OTel gives you what your application knows about itself: business events, custom dimensions, and distributed traces that follow a request across every service boundary. Linkerd gives you what the network knows: every east-west request between your meshed services, with mTLS identity, success rate, and latency, with zero changes to your code.

The two are complementary. An OTel pipeline without mesh metrics is missing the service topology layer. A mesh without OTel instrumentation can tell you a request failed but not why.

If you’re already running OTel, adding the mesh pipeline is one Collector config change and a namespace annotation. The Grafana dashboard in this blog post shows both layers on one chart the moment you do.

About the Author: Mesut is a DevOps Engineer at Adfinis GmbH, based in Stuttgart, Germany. You can find his work on GitHub: https://github.com/mesutoezdil and connect with him on LinkedIn: https://www.linkedin.com/in/mesut-oezdil/

Frequently asked questions 

What metrics does Linkerd’s proxy expose out of the box?

Linkerd’s proxy emits response_total, response_latency_ms, tcp_open_connections, tcp_read_bytes_total, and tcp_write_bytes_total on port 4191 of every meshed pod, covering success rate, request rate, and latency for all east-west L7 traffic.  
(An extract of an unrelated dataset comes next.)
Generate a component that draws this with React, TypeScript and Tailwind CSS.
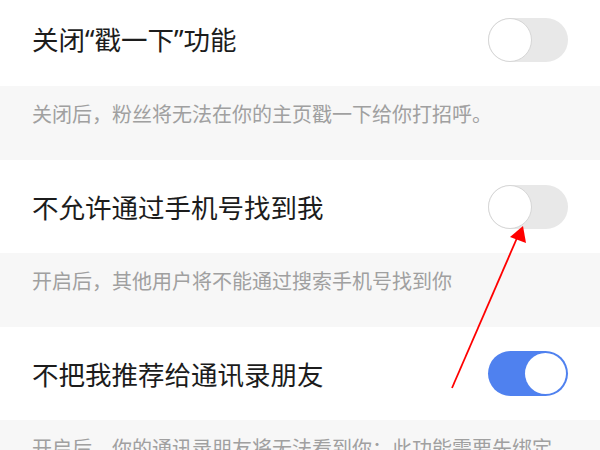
import React from "react";

const font = { fontFamily: '"Noto Sans CJK SC", "Noto Sans", sans-serif' };
const latin = { fontFamily: '"Noto Sans", "Noto Sans CJK SC", sans-serif' };

function Switch({ on }: { on: boolean }) {
  if (on) {
    return (
      <div className="w-[80px] h-[45px] rounded-full bg-[#4f81ef] p-[2px] flex justify-end shrink-0">
        <div className="w-[41px] h-[41px] rounded-full bg-white" />
      </div>
    );
  }
  return (
    <div className="w-[80px] h-[44px] rounded-full bg-[#e8e8e8] flex justify-start shrink-0">
      <div className="w-[44px] h-[44px] rounded-full bg-white border-[1.5px] border-[#d6d6d6]" />
    </div>
  );
}

function Row({ children, on, first }: { children: React.ReactNode; on: boolean; first?: boolean }) {
  return (
    <div
      className={
        "h-[93px] bg-white flex items-center justify-between pl-[32px] pr-[32px] " +
        (first ? "-mt-[7px]" : "")
      }
    >
      <span className="text-[26.5px] leading-[34px] text-[#1c1c1c] whitespace-nowrap">{children}</span>
      <Switch on={on} />
    </div>
  );
}

function Desc({ text }: { text: string }) {
  return (
    <div className="h-[74px] bg-[#f7f7f7] pl-[32px] pr-[40px] pt-[14px]">
      <p className="text-[20px] leading-[28px] text-[#a0a0a0]">{text}</p>
    </div>
  );
}

export default function App() {
  return (
    <div className="relative w-[600px] h-[450px] overflow-hidden bg-[#f7f7f7]" style={font}>
      <Row first on={false}>
        关闭<span style={latin}>“</span>戳一下<span style={latin}>”</span>功能
      </Row>
      <Desc text="关闭后，粉丝将无法在你的主页戳一下给你打招呼。" />
      <Row on={false}>不允许通过手机号找到我</Row>
      <Desc text="开启后，其他用户将不能通过搜索手机号找到你" />
      <Row on={true}>不把我推荐给通讯录朋友</Row>
      <Desc text="开启后，你的通讯录朋友将无法看到你：此功能需要先绑定手机号" />
      <svg className="absolute left-0 top-0" width="600" height="450" viewBox="0 0 600 450">
        <line x1="452" y1="388" x2="517" y2="238" stroke="#ff0000" strokeWidth="1.8" />
        <polygon points="523,226 510,237 526,243" fill="#ff0000" />
      </svg>
    </div>
  );
}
Do I need to change my application code to get Linkerd mesh metrics?

No code changes required. Annotate the namespace with linkerd.io/inject=enabled and roll the deployments. Every pod goes from 1/1 to 2/2 Ready; the second container is linkerd-proxy, which starts emitting metrics immediately. 

How do OTel app metrics and service mesh metrics differ?
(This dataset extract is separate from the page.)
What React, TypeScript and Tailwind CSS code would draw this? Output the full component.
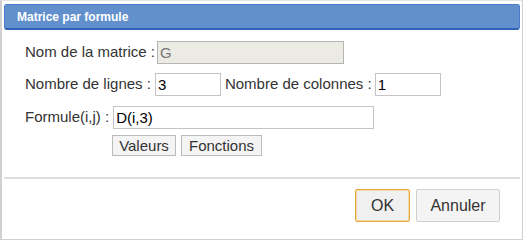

OTel instruments your code: business events, custom dimensions, and distributed traces. A service mesh measures at the network layer: every east-west request between meshed services, with mTLS identity and gRPC status, without any SDK calls.  

How do you add Linkerd mesh metrics to an existing OTel Collector pipeline?

Add a prometheus/mesh receiver that discovers linkerd-proxy containers via Kubernetes pod discovery and scrapes port 4191. Use a filter/mesh processor to keep the 5 core metric families, tag them with layer=mesh, and export alongside your existing pipeline.